А сближение с «молодой редакцией» могло произойти само собой, благодаря давнему знакомству Григорьева с Погодиным. После того как Краевский отказался от сотрудничества с Григорьевым (последняя его статья в «Отечественных записках» появилась в сентябре 1850 года), а в «Пантеоне» тоже не было надежды на дальнейшие после января публикации, наш Аполлон оказался на мели и снова, наверное, обратился к Погодину, а в 1850 году уже никак было не миновать «молодой редакции». Тем более что путь Григорьева последних лет очень был схож, как уже говорилось, с путем друзей Островского: к антизападническому недовольству чрезмерным обхаживанием эгоистической личности, к созданию новой социальной и нравственной опоры — народ! Народ не столько как крестьянская масса, сколько в виде городских низов и купечества. Крестьяне, считал Григорьев, как и дворяне, изуродованы крепостничеством, они принижены, они не свободны. А городской народ развивается свободно, широко, сохраняя традиционные обычаи, поверья, песни. У всех членов «молодой редакции» рос интерес к фольклору, к народной песне в особенности (это перейдет и в интерес к цыганской песне, вообще к «цыганщине»).
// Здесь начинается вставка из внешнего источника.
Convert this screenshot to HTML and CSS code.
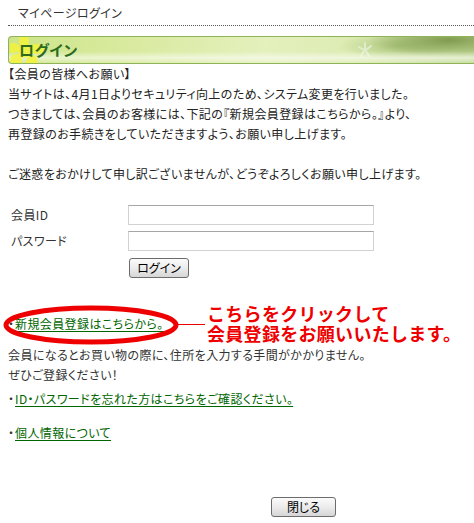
FILE: index.html
```html
<!DOCTYPE html>
<html lang="ja">
<head>
<meta charset="utf-8">
<title>マイページログイン</title>
<link rel="stylesheet" href="styles.css">
</head>
<body>
<div class="page">
  <h1 class="page-title">マイページログイン</h1>
  <h2 class="section-bar">
    <svg class="bar-flower" width="34" height="28" viewBox="0 0 34 28" aria-hidden="true">
      <g fill="#f4f23a" opacity="0.85">
        <ellipse cx="14" cy="4" rx="5" ry="8"/>
        <ellipse cx="26" cy="12" rx="8" ry="5"/>
        <ellipse cx="22" cy="25" rx="6" ry="7"/>
        <ellipse cx="6" cy="24" rx="6" ry="7"/>
        <ellipse cx="3" cy="11" rx="7" ry="5"/>
        <circle cx="14" cy="15" r="6"/>
      </g>
    </svg>
    <span class="bar-label">ログイン</span>
    <svg class="bar-star" width="20" height="18" viewBox="0 0 20 18" aria-hidden="true">
      <g stroke="#f4f8ec" stroke-width="2" stroke-linecap="round" opacity="0.6">
        <line x1="10" y1="2" x2="10" y2="8"/>
        <line x1="4" y1="6" x2="9" y2="9"/>
        <line x1="16" y1="5" x2="11" y2="9"/>
        <line x1="6" y1="15" x2="9" y2="10"/>
        <line x1="14" y1="15" x2="11" y2="10"/>
      </g>
    </svg>
  </h2>

  <div class="notice">
    <p>【会員の皆様へお願い】<br>当サイトは、4月1日よりセキュリティ向上のため、システム変更を行いました。<br>つきましては、会員のお客様には、下記の『新規会員登録はこちらから。』より、<br>再登録のお手続きをしていただきますよう、お願い申し上げます。</p>
    <p class="notice-end">ご迷惑をおかけして申し訳ございませんが、どうぞよろしくお願い申し上げます。</p>
  </div>

  <form class="login-form">
    <label class="form-label" for="member-id">会員ID</label>
    <input class="form-input" id="member-id" type="text">
    <label class="form-label" for="member-pw">パスワード</label>
    <input class="form-input" id="member-pw" type="password">
    <span></span>
    <button class="btn btn-login" type="button">ログイン</button>
  </form>

  <div class="register">
    <div class="link-row">
      <span class="bullet">・</span><a class="link" href="#">新規会員登録はこちらから。</a>
      <svg class="callout-ring" width="178" height="42" viewBox="0 0 178 42" aria-hidden="true">
        <ellipse cx="88" cy="20" rx="85" ry="17" fill="none" stroke="#ee0000" stroke-width="5"/>
      </svg>
      <span class="callout-line"></span>
      <p class="callout-text">こちらをクリックして<br>会員登録をお願いいたします。</p>
    </div>
    <p class="register-note">会員になるとお買い物の際に、住所を入力する手間がかかりません。<br>ぜひご登録ください！</p>
  </div>

  <p class="link-item item-forgot"><span class="bullet">・</span><a class="link" href="#">ID・パスワードを忘れた方はこちらをご確認ください。</a></p>
  <p class="link-item item-privacy"><span class="bullet">・</span><a class="link" href="#">個人情報について</a></p>

  <div class="close-wrap">
    <button class="btn btn-close" type="button">閉じる</button>
  </div>
</div>
</body>
</html>
```
FILE: styles.css
```css
html, body {
  margin: 0;
  padding: 0;
  background: #ffffff;
}

body {
  font-family: "Noto Sans CJK JP", "Noto Sans", sans-serif;
  font-size: 12px;
  line-height: 20px;
  color: #222222;
  font-feature-settings: "palt";
  letter-spacing: 0.4px;
}

.page {
  padding-left: 8px;
}

.page-title {
  margin: 0;
  padding: 3px 0 2px 10px;
  font-size: 12px;
  font-weight: normal;
  line-height: 20px;
  color: #333333;
  border-bottom: 1px dotted #555555;
}

.section-bar {
  position: relative;
  margin: 10px 0 0 0;
  height: 26px;
  display: flex;
  align-items: center;
  padding-left: 10px;
  border: 1px solid #8fb458;
  border-right: none;
  border-radius: 4px 0 0 4px;
  overflow: hidden;
  font-size: 15px;
  font-weight: bold;
  letter-spacing: 0.5px;
  color: #2c6a1e;
  background:
    linear-gradient(to bottom, rgba(255,255,255,0) 55%, rgba(255,255,255,0.55) 80%, rgba(255,255,255,0.1) 100%),
    radial-gradient(ellipse 80px 18px at 440px 3px, rgba(110,140,60,0.8), rgba(110,140,60,0) 100%),
    radial-gradient(ellipse 60px 14px at 390px 9px, rgba(150,180,100,0.6), rgba(150,180,100,0) 100%),
    linear-gradient(to right, #cde58a 0%, #d8ea9e 25%, #e4f0bd 55%, #dcebb2 75%, #c4da98 100%);
}

.bar-flower {
  position: absolute;
  left: 1px;
  top: 0;
}

.bar-label {
  position: relative;
}

.bar-star {
  position: absolute;
  left: 346px;
  top: 4px;
}

.notice p {
  margin: 0;
}

.notice-end {
  margin-top: 20px !important;
}

.login-form {
  margin: 21px 0 0 0;
  display: grid;
  grid-template-columns: 120px 246px;
  row-gap: 6px;
  align-items: center;
}

.form-label {
  padding-left: 3px;
  color: #333333;
}

.form-input {
  box-sizing: border-box;
  width: 246px;
  height: 20px;
  margin: 0;
  padding: 0 3px;
  border: 1px solid #d2d2d2;
  border-top-color: #a6a6a6;
  background: #ffffff;
  font: inherit;
}

.btn {
  box-sizing: border-box;
  height: 20px;
  margin: 0;
  padding: 0;
  border: 1px solid #6c6c6c;
  border-radius: 3px;
  background: linear-gradient(to bottom, #fbfbfb 0%, #ececec 50%, #d6d6d6 100%);
  font-family: "Noto Sans CJK JP", sans-serif;
  font-size: 12px;
  line-height: 18px;
  color: #000000;
  font-feature-settings: "palt";
}

.btn-login {
  width: 60px;
  margin-top: 1px;
  margin-left: 1px;
}

.register {
  margin-top: 36px;
}

.link-row {
  position: relative;
  display: flex;
  align-items: center;
  height: 20px;
}

.bullet {
  display: inline-block;
  width: 7px;
  color: #333333;
}

.link {
  color: #006600;
  text-decoration: underline;
  text-underline-offset: 2px;
}

.callout-ring {
  position: absolute;
  left: -5px;
  top: -9px;
}

.callout-line {
  position: absolute;
  left: 168px;
  top: 10px;
  width: 29px;
  height: 0;
  border-top: 1.5px solid #ee0000;
}

.callout-text {
  position: absolute;
  left: 199px;
  top: -11px;
  margin: 0;
  font-size: 18px;
  line-height: 20px;
  font-weight: bold;
  color: #ee0000;
  white-space: nowrap;
  font-feature-settings: normal;
  letter-spacing: 0.3px;
}

.register-note {
  margin: 11px 0 0 0;
  color: #333333;
}

.link-item {
  margin: 0;
  display: flex;
}

.item-forgot {
  margin-top: 4px;
}

.item-privacy {
  margin-top: 14px;
}

.close-wrap {
  margin-top: 54px;
  padding-left: 263px;
}

.btn-close {
  width: 65px;
}
```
И вот тут роль Т. Филиппова в самом деле была велика, он ведь с юных лет замечательно исполнял народные песни. По его рассказу, переданному Н.П. Барсуковым, автором многотомного труда «Жизнь и труды М.П. Погодина», однажды на вечере у Островского «Филиппова просили спеть. После душевно пропетой им песни, которая на всех произвела впечатление, Григорьев упал на колени и просил кружок усвоить его себе, так как в его направлении он видит правду, которой искал других местах и не находил». Вполне правдоподобная сцена, экзальтированный Григорьев не один раз публично падал на колени, выражая свои страстные чувства.